A memo from 1876 noting that schools have been built on reserve land at Little Forks. Courtesy of Library and Archives Canada.

Du Vernet met Reginald Heber Bagshaw and his wife Clara on an overnight visit to Little Forks on July 14-15. Bagshaw was a lay missionary and teacher at the government school at Little Forks Reserve. The son of an Anglican vicar, Reginald Bagshaw was born in 1869 at Braunstone Vicarage in Leicestershire, England. He was named after Reginald Heber, who was the second Anglican Bishop of Calcutta, India. Bagshaw followed in his namesake’s footsteps and came to Canada in 1893 with the Anglican Church Missionary Society.

Teaching school

Not a priest, Bagshaw was a lay missionary who served as a “Teacher Catechist.” This means that he was paid by the Canadian government to teach Ojibwe (and later Cree) children to read and write while instructing them how to live as Christians. When Du Vernet met Mr. Bagshaw, he was 29 years old and living at Little Forks with his family. Du Vernet tells us that Bagshaw called his pupils to school with a bugle and that he was working with Ojibwe boys to pull up tree stumps to clear land for a future mission. Bagshaw had a determined opponent in this work: an “Indian Woman,” who had opposed the mission pulling up the stakes when the land was marked off.

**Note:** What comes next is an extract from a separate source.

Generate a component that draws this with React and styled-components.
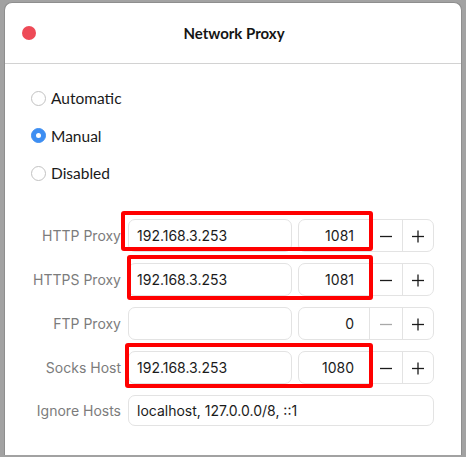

Joking in Anishinaabemowin

According to the diary, Bagshaw’s Anishinaabemowin was good enough to be able to joke with Ojibwe visitors to his home. In Du Vernet’s view, Bagshaw and Clara appreciated the “time of retreating” and prayer during his visit. Bagshaw left the Rainy River in March 1907, when he moved to The Pas, Manitoba, as a teacher/catechist for Cree children. He retired as a teacher in 1910, and was Postmaster of The Pas from 1912-1942, the year of his death.

Sources 

“R.H. Bagshaw Fonds.” Sam Waller Museum, The Pas Community Manuscript Collection.